Remarks as prepared for delivery:
Welcome, Chief Moore, and thank you for being here today. Like so many others who live in the West or near forests, this is an extremely important and personal issue to me and those that I represent.
I want to begin by recognizing our firefighters on the ground who risk their lives every day to confront these disasters head-on. To our firefighters, I say thank you for your selfless dedication to protecting our family and friends, our homes and communities, and our forests.
These past few years have been incredibly difficult for my district and many rural forested regions. Last year, we saw over 10 million acres burn, with over 40% of it in California alone. This year has been just as difficult, if not more, than 2020 as even more communities in my district were leveled this summer by wildfire.
Six of the worst fire seasons on record have occurred just over a year period in 2020 and 2021. This includes the August Complex, SCU Lightning, Creek, and North Complex fires in 2020; and devastating fires this year with Dixie, Bootleg, Caldor, Monument, and many other tragedies.
We know there are some 63 million acres at medium to high risk of wildfire, and at least 80 million acres of Forest Service land in need of treatment.

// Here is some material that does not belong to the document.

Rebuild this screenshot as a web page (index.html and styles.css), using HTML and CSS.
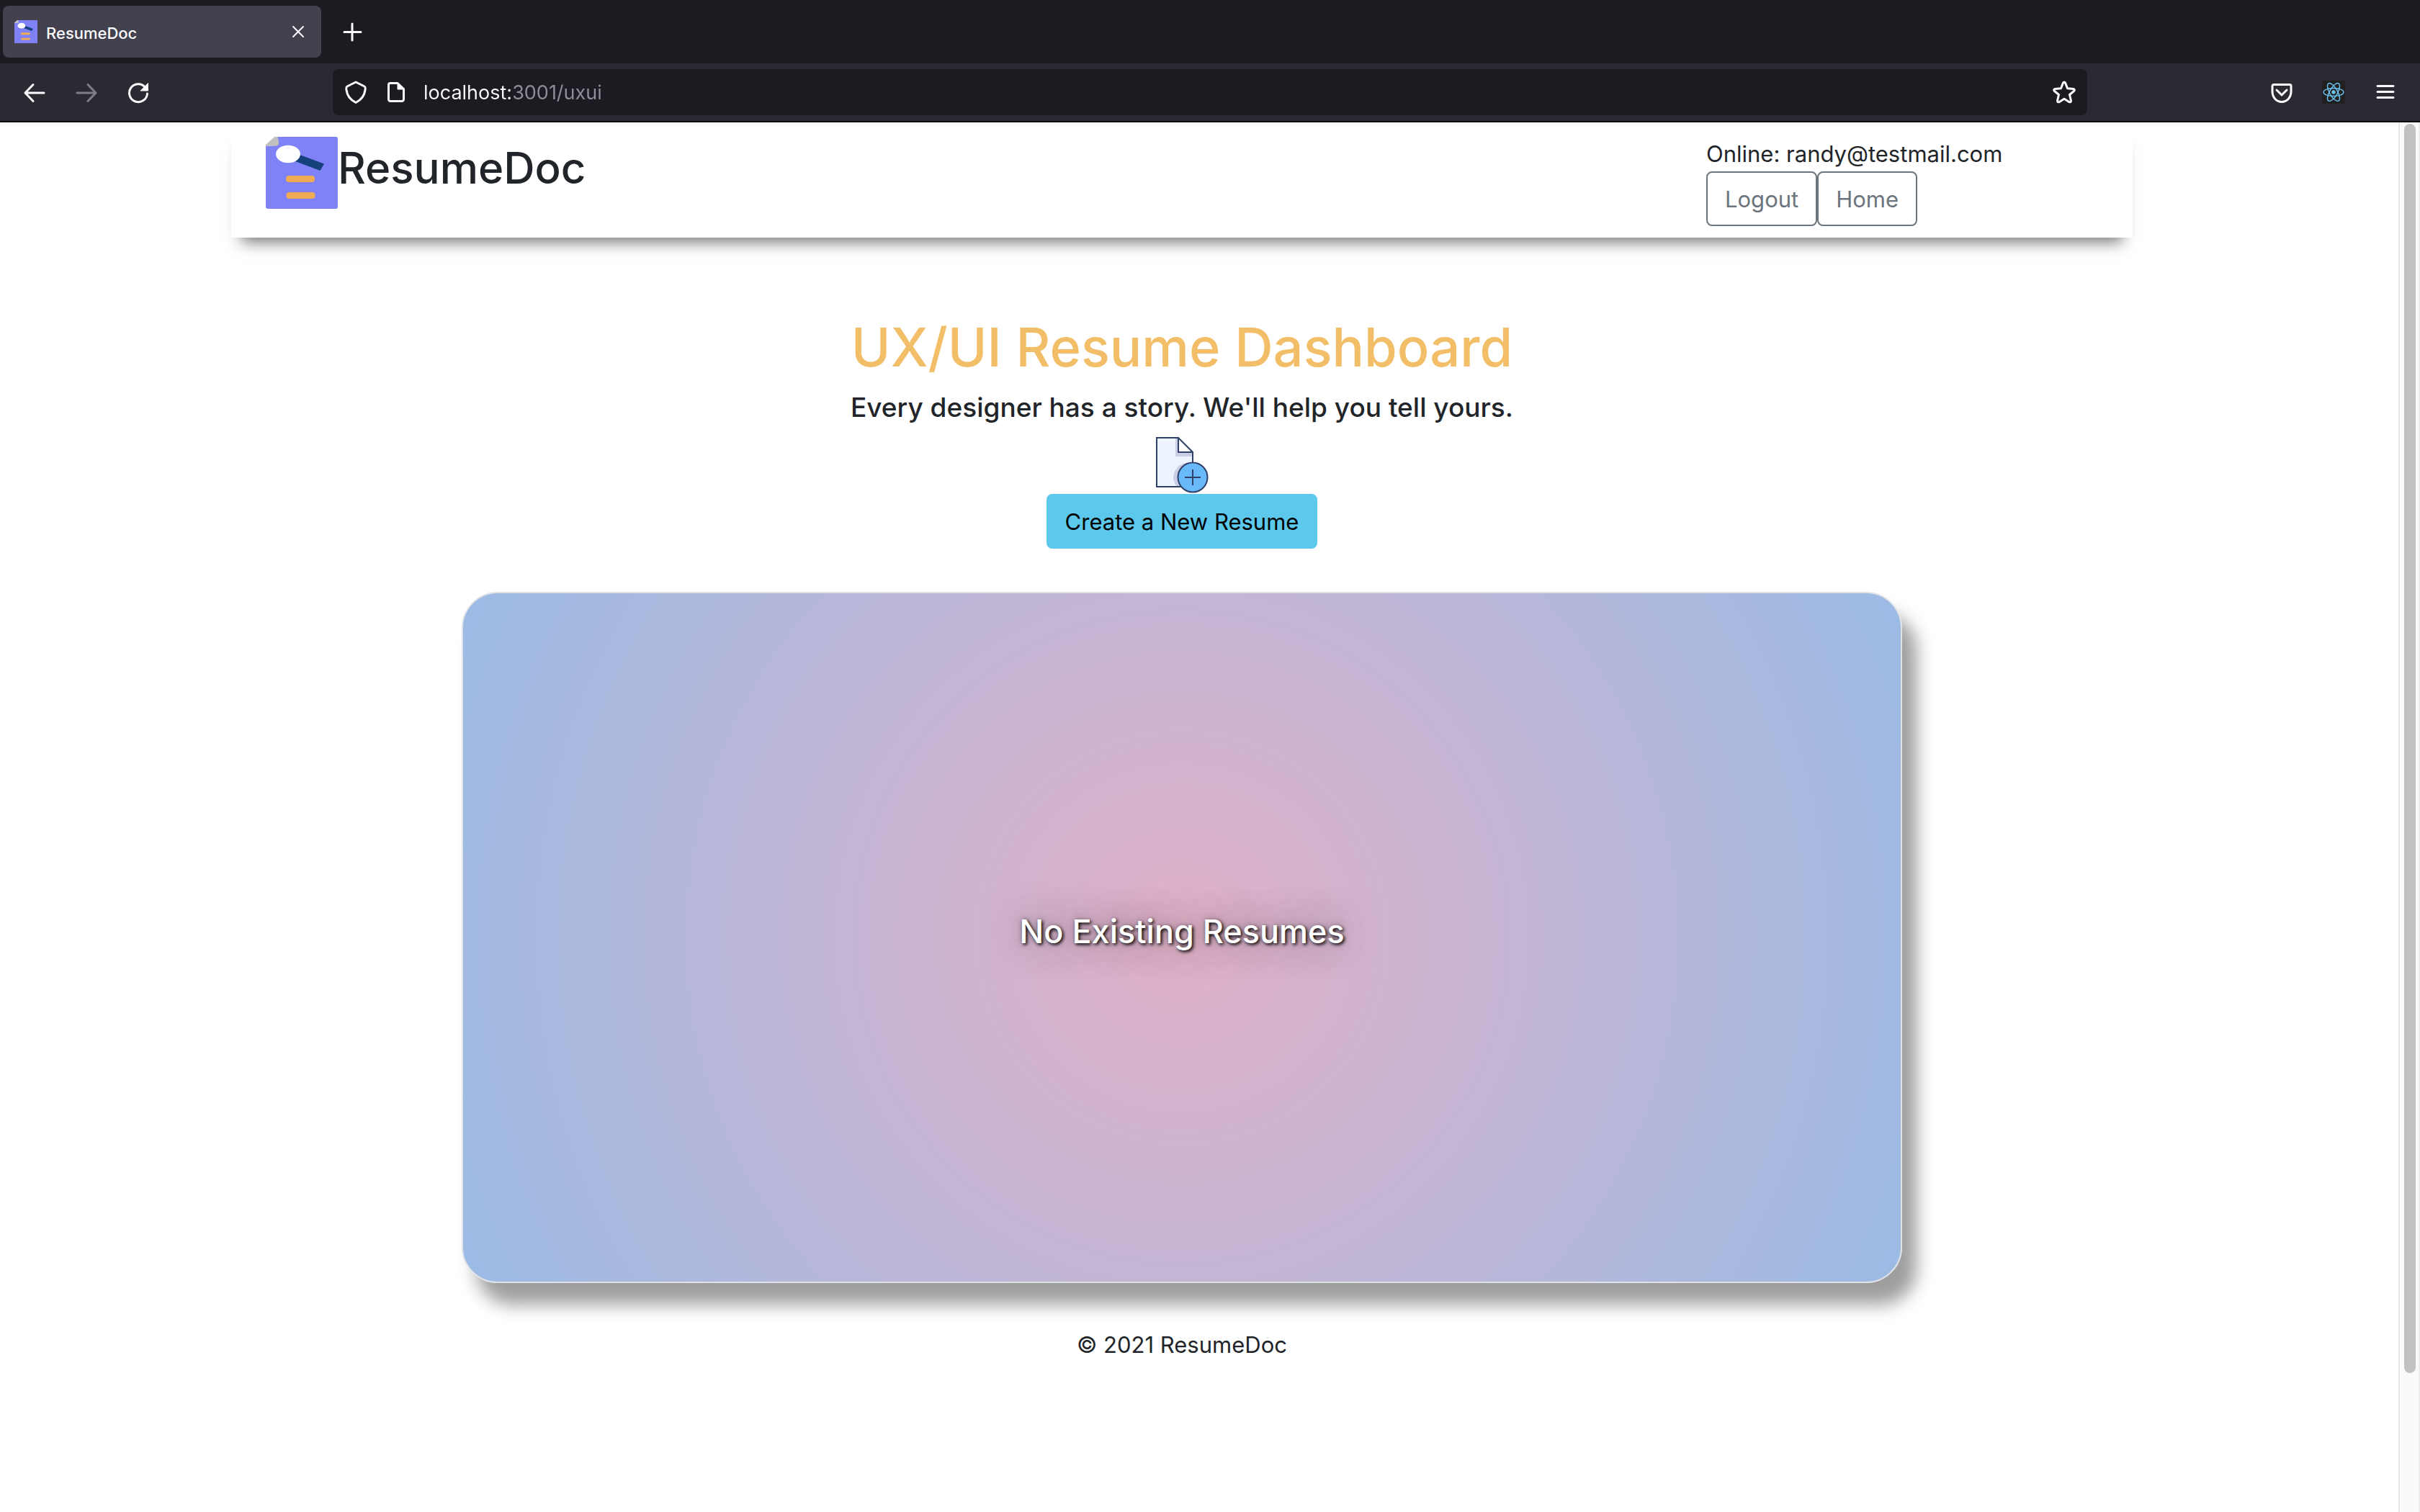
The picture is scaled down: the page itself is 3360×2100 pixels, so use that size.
FILE: index.html
```html
<!DOCTYPE html>
<html lang="en">
<head>
  <meta charset="utf-8">
  <title>ResumeDoc</title>
  <link rel="stylesheet" href="styles.css">
</head>
<body>
  <svg class="sprite" aria-hidden="true">
    <symbol id="doc-logo" viewBox="0 0 100 100">
      <path fill="#7f82f7" d="M16 0H97a3 3 0 0 1 3 3V97a3 3 0 0 1-3 3H3a3 3 0 0 1-3-3V12z"/>
      <path fill="#c0c0c0" d="M0 13V11L12 0H16.500L18 6V9Q18 12 15 12.500Q8 13 0 13z"/>
      <path fill="#15407c" d="M41 34L47 25L81 37.500L75.500 47z"/>
      <ellipse cx="31" cy="24" rx="17" ry="12.200" fill="#fff"/>
      <rect x="28" y="54" width="40" height="9" rx="4" fill="#efac55"/>
      <rect x="28.500" y="77" width="40" height="9" rx="4" fill="#efac55"/>
    </symbol>
  </svg>

  <div class="tabs">
    <div class="tab">
      <svg class="icon"><use href="#doc-logo"/></svg>
      <span class="tab-title">ResumeDoc</span>
      <button class="tool" aria-label="Close tab">
        <svg class="icon" viewBox="0 0 32 32"><path d="M9 9L23 23M23 9L9 23"/></svg>
      </button>
    </div>
    <button class="tool" aria-label="New tab">
      <svg class="icon thick" viewBox="0 0 32 32"><path d="M15 5V28M4 16.500H27"/></svg>
    </button>
  </div>

  <div class="toolbar">
    <div class="nav-tools">
      <button class="tool" aria-label="Back">
        <svg class="icon thick" viewBox="0 0 32 32"><path d="M29 17H3.500M14 5.500L3 17L14 28.500"/></svg>
      </button>
      <button class="tool dim" aria-label="Forward">
        <svg class="icon thick" viewBox="0 0 32 32"><path d="M3 17H28.500M18 5.500L29 17L18 28.500"/></svg>
      </button>
      <button class="tool" aria-label="Reload">
        <svg class="icon thick" viewBox="0 0 32 32"><path d="M28.500 18A12.500 12.500 0 1 1 25.500 9"/><path class="solid" d="M29.500 4V14H19.500z"/></svg>
      </button>
    </div>
    <div class="address">
      <svg class="icon thick" viewBox="0 0 32 32"><path d="M16 2L28 8C29.500 8.700 29.500 10 29 13C28 21 23 27 16 30.500C9 27 4 21 3 13C2.500 10 2.500 8.700 4 8z"/></svg>
      <svg class="icon thick" viewBox="0 0 32 32"><path d="M9 3.500H19L27.500 11.500V26a2.500 2.500 0 0 1-2.500 2.500H9A2.500 2.500 0 0 1 6.500 26V6A2.500 2.500 0 0 1 9 3.500z"/><path class="solid" d="M19 3.500V12H27.500z"/></svg>
      <input class="url" type="text" aria-label="Address" value="localhost:3001/uxui">
      <button class="tool" aria-label="Bookmark this page">
        <svg class="icon thick" viewBox="0 0 32 32"><path d="M14.400 3.200Q16 0.800 17.600 3.200L20.500 10.800L28.600 11.500Q31.500 12.200 29.500 14.500L23.500 19.500L25.400 27.500Q25.700 30.500 23 29.700L16 25.300L9 29.700Q6.300 30.500 6.600 27.500L8.500 19.500L2.500 14.500Q0.500 12.200 3.400 11.500L11.500 10.800z"/></svg>
      </button>
    </div>
    <div class="side-tools">
      <button class="tool" aria-label="Save to Pocket">
        <svg class="icon thick" viewBox="0 0 32 32"><path d="M5 5.500H27A2 2 0 0 1 29 7.500V15C29 23 23.500 29.500 16 29.500S3 23 3 15V7.500A2 2 0 0 1 5 5.500z"/><path d="M9 13L16 20L23 13"/></svg>
      </button>
      <button class="tool" aria-label="React Developer Tools">
        <svg class="icon react" viewBox="0 0 32 32"><rect width="32" height="32" rx="2"/><circle cx="16" cy="16" r="2.700"/><ellipse cx="16" cy="16" rx="14" ry="5.500"/><ellipse cx="16" cy="16" rx="14" ry="5.500" transform="rotate(60 16 16)"/><ellipse cx="16" cy="16" rx="14" ry="5.500" transform="rotate(120 16 16)"/></svg>
      </button>
      <button class="tool" aria-label="Open menu">
        <svg class="icon thick" viewBox="0 0 32 32"><path d="M5 7.500H27M5 15.500H27M5 23.500H27"/></svg>
      </button>
    </div>
  </div>

  <div class="viewport">
    <div class="page">
      <header class="header">
        <div class="brand">
          <svg class="logo"><use href="#doc-logo"/></svg>
          <h2 class="brand-name">ResumeDoc</h2>
        </div>
        <div class="account">
          <div>Online: randy@testmail.com</div>
          <div class="account-actions">
            <button class="btn outline">Logout</button>
            <button class="btn outline">Home</button>
          </div>
        </div>
      </header>

      <main class="main">
        <h1 class="title">UX/UI Resume Dashboard</h1>
        <p class="lead">Every designer has a story. We'll help you tell yours.</p>
        <svg class="new-doc" viewBox="0 0 80 80" aria-hidden="true">
          <path fill="#edf4ff" d="M5 2H35L55 22V70H5z"/>
          <path fill="#c9cde6" d="M31 2V28H55V22H35V2z"/>
          <path fill="#c9cde6" d="M47 37A20 20 0 0 0 33 70H49z"/>
          <path fill="#fff" d="M35 2V22H55z"/>
          <path class="line" d="M5 2H35L55 22V70H5zM35 2V22H55"/>
          <circle class="line" cx="55" cy="57" r="20.500" fill="#69b9fb"/>
          <path class="line" d="M55 46V68M44 57H66"/>
        </svg>
        <button class="btn info">Create a New Resume</button>
        <section class="card">
          <p class="empty">No Existing Resumes</p>
        </section>
      </main>

      <footer class="footer">© 2021 ResumeDoc</footer>
    </div>
    <div class="scrollbar"><div class="thumb"></div></div>
  </div>
</body>
</html>
```
FILE: styles.css
```css
* { box-sizing: border-box; }

body {
  margin: 0;
  min-height: 100vh;
  display: flex;
  flex-direction: column;
  background: #fff;
  color: #212529;
  font: 400 31px/48px Inter, "Liberation Sans", sans-serif;
}

h1, h2, p { margin: 0; font-weight: 500; }
button, input { font: inherit; }
.sprite { display: none; }

/* Browser chrome */
.icon {
  display: block;
  flex: none;
  width: 32px;
  height: 32px;
  fill: none;
  stroke: #fbfbfe;
  stroke-width: 2;
  stroke-linecap: round;
  stroke-linejoin: round;
}
.tab > .icon { stroke: none; }
.thick { stroke-width: 3; }
.solid { fill: #fbfbfe; stroke-width: 1; }
.tool { padding: 0; border: 0; background: none; }
.dim { opacity: .4; }

.tabs {
  display: flex;
  align-items: center;
  gap: 28px;
  height: 88px;
  padding: 8px 4px;
  background: #1c1b22;
}
.tab {
  display: flex;
  align-items: center;
  gap: 12px;
  width: 442px;
  height: 72px;
  padding: 0 16px;
  border-radius: 8px;
  background: #42414d;
  color: #fbfbfe;
}
.tab-title { flex: 1; padding-top: 4px; font-size: 22px; font-weight: 500; }

.toolbar {
  display: flex;
  align-items: center;
  height: 82px;
  padding: 0 32px;
  border-bottom: 2px solid #0c0c0d;
  background: #2b2a33;
}
.nav-tools { display: flex; gap: 40px; width: 430px; }
.address {
  display: flex;
  align-items: center;
  gap: 23px;
  flex: 1;
  height: 64px;
  padding: 0 16px;
  border-radius: 8px;
  background: #1c1b22;
}
.url {
  flex: 1;
  min-width: 0;
  height: 48px;
  padding: 2px 0 0;
  border: 0;
  outline: 0;
  font-size: 27px;
  /* host is bright, port and path are dimmed */
  background: linear-gradient(90deg, #fbfbfe 121px, #8f8f9a 121px);
  -webkit-background-clip: text;
  background-clip: text;
  color: transparent;
}
.side-tools { display: flex; justify-content: flex-end; gap: 40px; width: 430px; }
.react { stroke: #6cc0ea; stroke-width: 1.5; }
.react rect { fill: #202020; stroke: none; }
.react circle { fill: #6cc0ea; stroke: none; }

/* Viewport and scrollbar */
.viewport { display: flex; flex: 1; }
.page { flex: 1; padding-right: 48px; }
.scrollbar {
  width: 30px;
  padding: 2px 4px 0 6px;
  border-left: 2px solid #e8e8e8;
  border-right: 2px solid #ececec;
  background: #fafafa;
}
.thumb { height: 90%; border-radius: 8px; background: #c1c1c1; }

/* Header */
.header {
  display: flex;
  justify-content: space-between;
  max-width: 2640px;
  margin: 0 auto;
  padding: 20px 48px 16px;
  background: #fff;
  box-shadow: 0 20px 20px -14px rgba(0, 0, 0, .55);
}
.brand { display: flex; }
.logo { width: 100px; height: 100px; }
.brand-name { font-size: 60px; line-height: 86px; }
.account { width: 544px; }
.account-actions { display: flex; }

.btn {
  padding: 13px 24px 11px;
  border: 2px solid;
  border-radius: 8px;
  background: none;
}
.outline { border-color: #6c757d; color: #6c757d; }
.info { border-color: #5cc8ec; background: #5cc8ec; color: #000; }

/* Dashboard */
.main {
  display: flex;
  flex-direction: column;
  align-items: center;
  padding: 104px 48px 60px;
}
.title { color: #f2be68; font-size: 74px; line-height: 96px; }
.lead { margin-top: 12px; font-size: 37px; }
.new-doc { width: 80px; height: 80px; margin-top: 16px; }
.line { stroke: #2f4168; stroke-width: 2; }
.line:not(circle) { fill: none; }

.card {
  display: grid;
  place-items: center;
  width: 100%;
  max-width: 2000px;
  min-height: 960px;
  margin-top: 60px;
  padding-bottom: 16px;
  border: 2px solid #dfe2e6;
  border-radius: 50px;
  background: radial-gradient(circle, #e1b0c7 0%, #9bbbe5 100%);
  box-shadow: 20px 30px 24px #9e9e9e;
}
.empty {
  color: #fff;
  font-size: 45px;
  text-shadow: 2px 2px 4px #000, 0 0 50px rgba(70, 70, 70, .5), 0 0 10px rgba(70, 70, 70, .5);
}

.footer { padding-top: 2px; text-align: center; }
```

Although the challenges before the Forest Service are many, the solutions that we must put into practice to prevent catastrophic wildfire are clear and well-established.
While many continue to blame a changing climate for the increase in acres burned each year and the greater intensity of recent wildfires, the fact is most of our forests are overgrown and overstocked – and we aren’t doing enough management to reduce the fuel loads that have dramatically intensified the wildfire crisis.
Wildfires are a national emergency, yet we will not solve this crisis without a fundamental shift in how we manage our forest lands.
We need to increase the pace and scale of landscape projects that reduce hazardous fuel loads. We need to strategically thin the forests where necessary, better manage vegetation around infrastructure, create more fuel breaks where appropriate, and take on more landscape scale restoration projects.
These are commonsense management activities we need to perform to combat these disasters.
While I welcome the attention and funding for forest management in the agriculture portion of the reconciliation package, the section will do little to encourage the work that is urgently needed. It doesn’t work because the restrictions are so great that the Forest Service would be drastically limited in which projects they could authorize and where they could be done.
The provisions largely emphasize non-commercial projects, while discouraging projects that would require commercial activity. You have to have some level of commercial projects in many of the acres that require treatment in order for them to work.
The bill also overcomplicates funding for the wildland urban interface (WUI) and contains multiple provisions that would require the Forest Service to enter into rulemaking that would take years to complete.
During the markup’s amendment process, I offered several amendments that would have bolstered hazardous fuels reduction, funded immediate fire suppression activities and post-fire restoration, and increased firefighter salaries. These amendments were rejected on a partisan basis.
We absolutely need additional funding for fuels reduction and forest management. But when you put all of these provisions together, there are so many restrictions and hoops that the Forest Service would have to jump through, that it makes the whole funding unworkable.
We need assistance now and without unnecessary strings that will slow or even prevent projects from occurring in the first place.
During the conferencing of the 2018 Farm Bill, Members of this Committee offered numerous forestry reforms, yet Senate Democratic Conferees refused to discuss their merits.
I find it incredibly frustrating that some Members of Congress who don’t represent national forests or areas constantly devastated by wildfire continue to try to stop the Forest Service and land managers from proactive management that will reduce the threat of wildfires and encourage healthy forest lands in the long run.
Our forests are overgrown and undermanaged. We need to be doing more active management immediately to reduce the threat of these fires and save lives.
Again, I much appreciate today but we need to do more than hold hearings on wildfire. And we won’t solve the fire crisis by throwing money at the problem while needlessly hamstringing the Forest Service.
Chief Moore, I again thank you for being with us today and we are eager to hear your testimony. I look forward to working with you and identifying ways for Congress to support the Forest Service and finally make strides to address the wildfire crisis.